SOURCE EXCERPT >>

══════

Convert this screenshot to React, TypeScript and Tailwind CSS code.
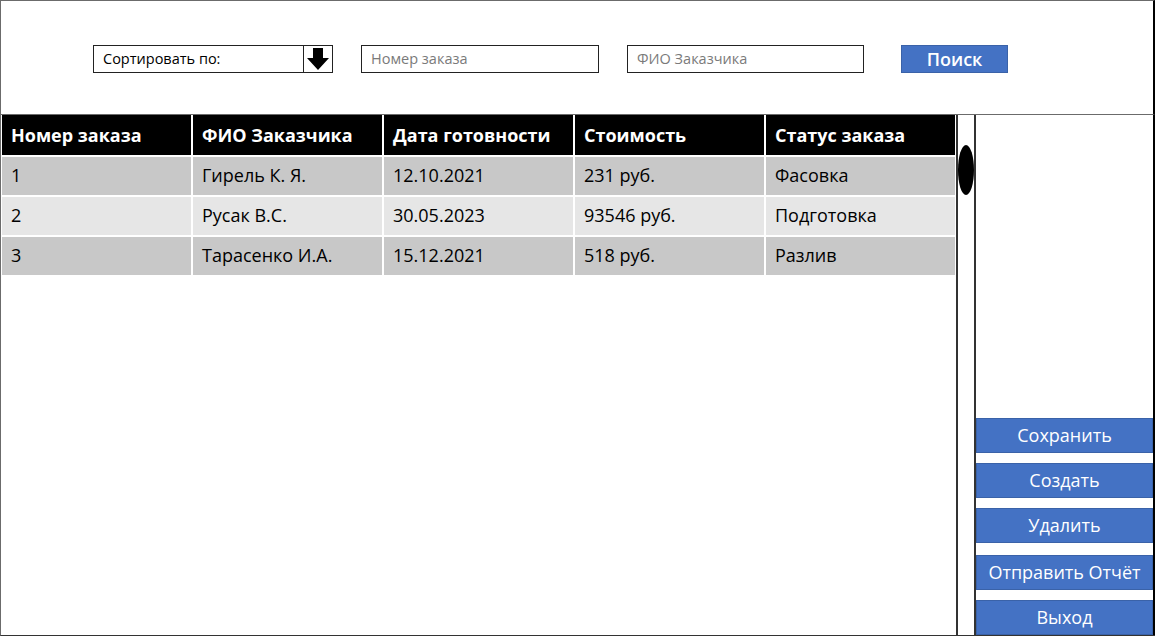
import React from "react";

const cols = ["Номер заказа", "ФИО Заказчика", "Дата готовности", "Стоимость", "Статус заказа"];

const rows = [
  ["1", "Гирель К. Я.", "12.10.2021", "231 руб.", "Фасовка"],
  ["2", "Русак В.С.", "30.05.2023", "93546 руб.", "Подготовка"],
  ["3", "Тарасенко И.А.", "15.12.2021", "518 руб.", "Разлив"],
];

const actions = [
  { label: "Сохранить", cls: "mt-0" },
  { label: "Создать", cls: "mt-[10px]" },
  { label: "Удалить", cls: "mt-[10px]" },
  { label: "Отправить Отчёт", cls: "mt-[12px]" },
  { label: "Выход", cls: "mt-[10px]" },
];

export default function App() {
  return (
    <div className="w-[1155px] h-[636px] bg-white overflow-hidden font-['Open_Sans',sans-serif]">
      {/* search bar */}
      <div className="h-[115px] border border-[#6b6b6b] border-r-2 border-r-black flex items-start pt-[44px] pl-[92px]">
        <div className="flex w-[240px] h-[28px] border border-[#222]">
          <div className="flex-1 flex items-center pl-[9px] text-[14.5px] text-black">
            Сортировать по:
          </div>
          <div className="w-[29px] border-l border-[#222] flex items-center justify-center">
            <svg width="24" height="22" viewBox="0 0 24 22">
              <path d="M7 0h10v10h6L12 22 1 10h6z" fill="#000" />
            </svg>
          </div>
        </div>
        <div className="ml-[28px] w-[238px] h-[28px] border border-[#222] flex items-center pl-[9px] text-[14.5px] text-[#7a7a7a]">
          Номер заказа
        </div>
        <div className="ml-[28px] w-[237px] h-[28px] border border-[#222] flex items-center pl-[9px] text-[14.5px] text-[#7a7a7a]">
          ФИО Заказчика
        </div>
        <div className="ml-[37px] w-[107px] h-[28px] bg-[#4472c4] border border-[#3a62a8] flex items-center justify-center text-white text-[18px] font-semibold">
          Поиск
        </div>
      </div>

      <div className="flex h-[521px] border-l border-[#6b6b6b] border-b border-b-[#333]">
        {/* table */}
        <div className="w-[954px] pl-[1px]">
          <div className="grid grid-cols-5 gap-x-[2px] bg-white">
            {cols.map((c) => (
              <div key={c} className="h-[40px] bg-black text-white font-bold text-[18px] flex items-center pl-[9px]">
                {c}
              </div>
            ))}
          </div>
          {rows.map((r, i) => (
            <div key={i} className="grid grid-cols-5 gap-x-[2px] mt-[2px]">
              {r.map((v, j) => (
                <div
                  key={j}
                  className={
                    "h-[38px] text-black text-[18px] flex items-center pl-[9px] pb-[2px] " +
                    (i === 1 ? "bg-[#e6e6e6]" : "bg-[#c8c8c8]")
                  }
                >
                  {v}
                </div>
              ))}
            </div>
          ))}
        </div>

        {/* scrollbar */}
        <div className="w-[20px] ml-[1px] border-x-2 border-[#333] pt-[30px]">
          <div className="w-[16px] h-[50px] rounded-[50%] bg-black" />
        </div>

        {/* actions */}
        <div className="flex-1 flex flex-col justify-end border-r-2 border-black">
          {actions.map((a) => (
            <div
              key={a.label}
              className={
                "h-[35px] bg-[#4472c4] border border-[#3a62a8] flex items-center justify-center text-white text-[18px] " +
                a.cls
              }
            >
              {a.label}
            </div>
          ))}
        </div>
      </div>
    </div>
  );
}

══════

AIM OF THE TASK >> Reproduce each line exactly, please, except for any pictures.

WRITTEN ANSWER >>
Convert this screenshot to React, TypeScript and Tailwind CSS code.
import React from "react";

const cols = ["Номер заказа", "ФИО Заказчика", "Дата готовности", "Стоимость", "Статус заказа"];

const rows = [
  ["1", "Гирель К. Я.", "12.10.2021", "231 руб.", "Фасовка"],
  ["2", "Русак В.С.", "30.05.2023", "93546 руб.", "Подготовка"],
  ["3", "Тарасенко И.А.", "15.12.2021", "518 руб.", "Разлив"],
];

const actions = [
  { label: "Сохранить", cls: "mt-0" },
  { label: "Создать", cls: "mt-[10px]" },
  { label: "Удалить", cls: "mt-[10px]" },
  { label: "Отправить Отчёт", cls: "mt-[12px]" },
  { label: "Выход", cls: "mt-[10px]" },
];

export default function App() {
  return (
    <div className="w-[1155px] h-[636px] bg-white overflow-hidden font-['Open_Sans',sans-serif]">
      {/* search bar */}
      <div className="h-[115px] border border-[#6b6b6b] border-r-2 border-r-black flex items-start pt-[44px] pl-[92px]">
        <div className="flex w-[240px] h-[28px] border border-[#222]">
          <div className="flex-1 flex items-center pl-[9px] text-[14.5px] text-black">
            Сортировать по:
          </div>
          <div className="w-[29px] border-l border-[#222] flex items-center justify-center">
            <svg width="24" height="22" viewBox="0 0 24 22">
              <path d="M7 0h10v10h6L12 22 1 10h6z" fill="#000" />
            </svg>
          </div>
        </div>
        <div className="ml-[28px] w-[238px] h-[28px] border border-[#222] flex items-center pl-[9px] text-[14.5px] text-[#7a7a7a]">
          Номер заказа
        </div>
        <div className="ml-[28px] w-[237px] h-[28px] border border-[#222] flex items-center pl-[9px] text-[14.5px] text-[#7a7a7a]">
          ФИО Заказчика
        </div>
        <div className="ml-[37px] w-[107px] h-[28px] bg-[#4472c4] border border-[#3a62a8] flex items-center justify-center text-white text-[18px] font-semibold">
          Поиск
        </div>
      </div>

      <div className="flex h-[521px] border-l border-[#6b6b6b] border-b border-b-[#333]">
        {/* table */}
        <div className="w-[954px] pl-[1px]">
          <div className="grid grid-cols-5 gap-x-[2px] bg-white">
            {cols.map((c) => (
              <div key={c} className="h-[40px] bg-black text-white font-bold text-[18px] flex items-center pl-[9px]">
                {c}
              </div>
            ))}
          </div>
          {rows.map((r, i) => (
            <div key={i} className="grid grid-cols-5 gap-x-[2px] mt-[2px]">
              {r.map((v, j) => (
                <div
                  key={j}
                  className={
                    "h-[38px] text-black text-[18px] flex items-center pl-[9px] pb-[2px] " +
                    (i === 1 ? "bg-[#e6e6e6]" : "bg-[#c8c8c8]")
                  }
                >
                  {v}
                </div>
              ))}
            </div>
          ))}
        </div>

        {/* scrollbar */}
        <div className="w-[20px] ml-[1px] border-x-2 border-[#333] pt-[30px]">
          <div className="w-[16px] h-[50px] rounded-[50%] bg-black" />
        </div>

        {/* actions */}
        <div className="flex-1 flex flex-col justify-end border-r-2 border-black">
          {actions.map((a) => (
            <div
              key={a.label}
              className={
                "h-[35px] bg-[#4472c4] border border-[#3a62a8] flex items-center justify-center text-white text-[18px] " +
                a.cls
              }
            >
              {a.label}
            </div>
          ))}
        </div>
      </div>
    </div>
  );
}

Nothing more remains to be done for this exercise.